Indonesia Masih Darurat Hoaks

 
Indonesia Masih Darurat Hoaks

LADUNI.ID - Pada 21-22 Mei 2019 kemarin, saat berlangsung aksi demonstrasi di Jakarta terkait proses akhir penghitungan suara pemilu/pilpres 2019, banyak beredar kabar bahwa sedang terjadi peristiwa yang menegangkan di Jakarta. Ada gerakan besar massa dari sejumlah daerah menuju Jakarta, ada himbauan agar para relawan medis siap menghadapi kemugkinan banyaknya korban luka, ada polisi menembaki demonstran dengan peluru tajam, ada tokoh Islam yang marah kepada aparat keamanan, dan seterusnya. Dalam konten yang tersebar itu, masyarakat juga diimbau menahan diri dan berdoa, namun sesungguhnya imbauan ini dimaksudkan untuk membikin suasana lebih menegangkan.

Kabar beredar dalam bentuk berita/narasi atau teks bergambar, infografis dan video. Anehnya, sharing berita tentang kondisi Jakarta itu banyak berasal dari luar Jakarta. Sementara saya yang tinggal di sekitar Jakarta dan sering melewati pusat keramaian/demontrasi tersebut biasa-biasa saja.

Kabar paling tragis adalah ketika tersebar video seakan-akan ada seorang anak remaja yang dipukuli aparat secara beramai-ramai. Teknik penggarapannya sederhana. Satu video penangkapan seseorang oleh aparat, entah dimana dan kapan, kemudian ditempel gambar/foto seseorang korban anak meninggal dunia. Tidak hanya itu, pengkreasi video cukup profesional. Ia menambahkan komentar suara orang-orang yang menonton video amatir itu bahwa mereka sedang menonton seorang remaja dipukuli aparat.

Penggarapannya sangat detil dan berhasil menciptakan suasana yang diharapan. Bahkan seorang ustadz kondang, tokoh ormas, dan mantan ketua organisasi kepemudaan nasional ikut menyebar video itu sambil menyelipkan kata “biadab” dan sejenisnya serta mengutuk tindakan aparat keamanan sebagaimana dipersepsikan dalam tayangan video yang dikreasi.

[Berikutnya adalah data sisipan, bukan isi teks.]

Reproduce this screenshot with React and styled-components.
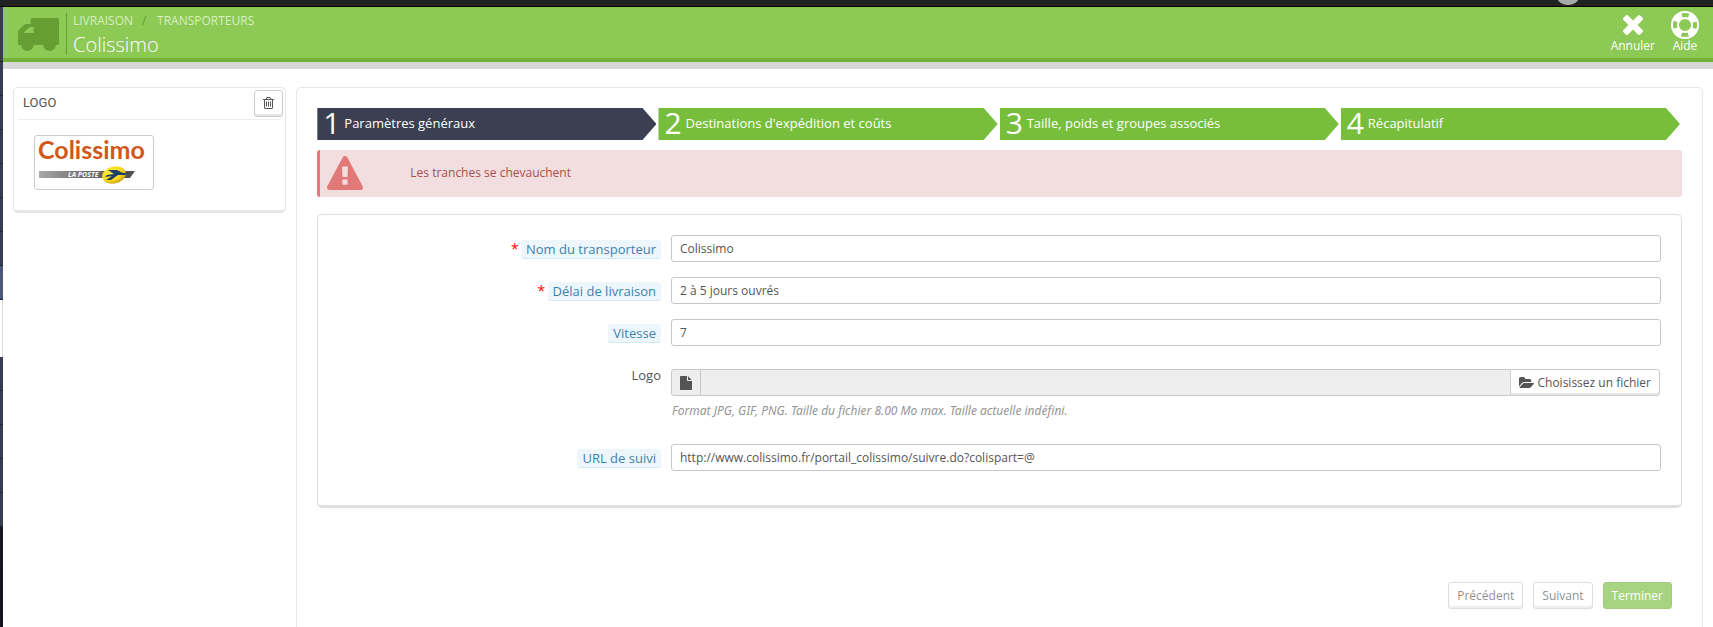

Literasi digital kita masih sangat lemah, sementara kita juga masih mengalami “shock culture” terhadap perkembangan teknologi informasi yang begitu pesat, didukung dengan kertersedaan perangkat yang murah terjangkau dan peningkatan akses jaringan. Begitu mudahnya kita share atau berbagai teks, gambar, video lewat media sosial dan messeging system bahkan nyaris sebelum kita membaca atau menyaksikan secara utuh kontennya. Orang berpacu menyebarkan konten, agar dianggap terdepan dalam mengetahui iformasi tanpasempat engecek apakah yang dishare itu berita beneran atau hoax.

Beberapa hoaks dalam bentuk teks, gambar maupun video itu kemudian diklarifikasi oleh pihak-pihak terkait. Tapi klarifikasi ini tidak mungkin bisa menjangkau semua orang yang sudah terpapar hoaks. Belum lagi memang banyak orang-orang yang menginginkan kondisi itu benar-benar terjadi sebagaimana tergambar dalam hoaks yang terebar itu, dan mereka menyebarkan konten tersebut untuk menguatkan/membuktikan keinginan mereka.

Maka dalam kenteks di atas, kebijakan pemerintah “mematikan” beberapa bagian akses media sosial kemarin sebenarnya cukup beralasan, meskipun dianggap banyak merugikan kita yang sudah sangat bergantung dengan smartphone atau gawai di tangan kita. Nyatanya, kebijakan ini cukup berhasil meredam kerusuhan yang mungkin berlanjut secara nasional menyusul aksi 21-22 Mei kemarin.

Konon Arab Spring itu terjadi karena media sosial. Di Indonesia, Alhamdulillah, hal itu tidak jadi terjadi.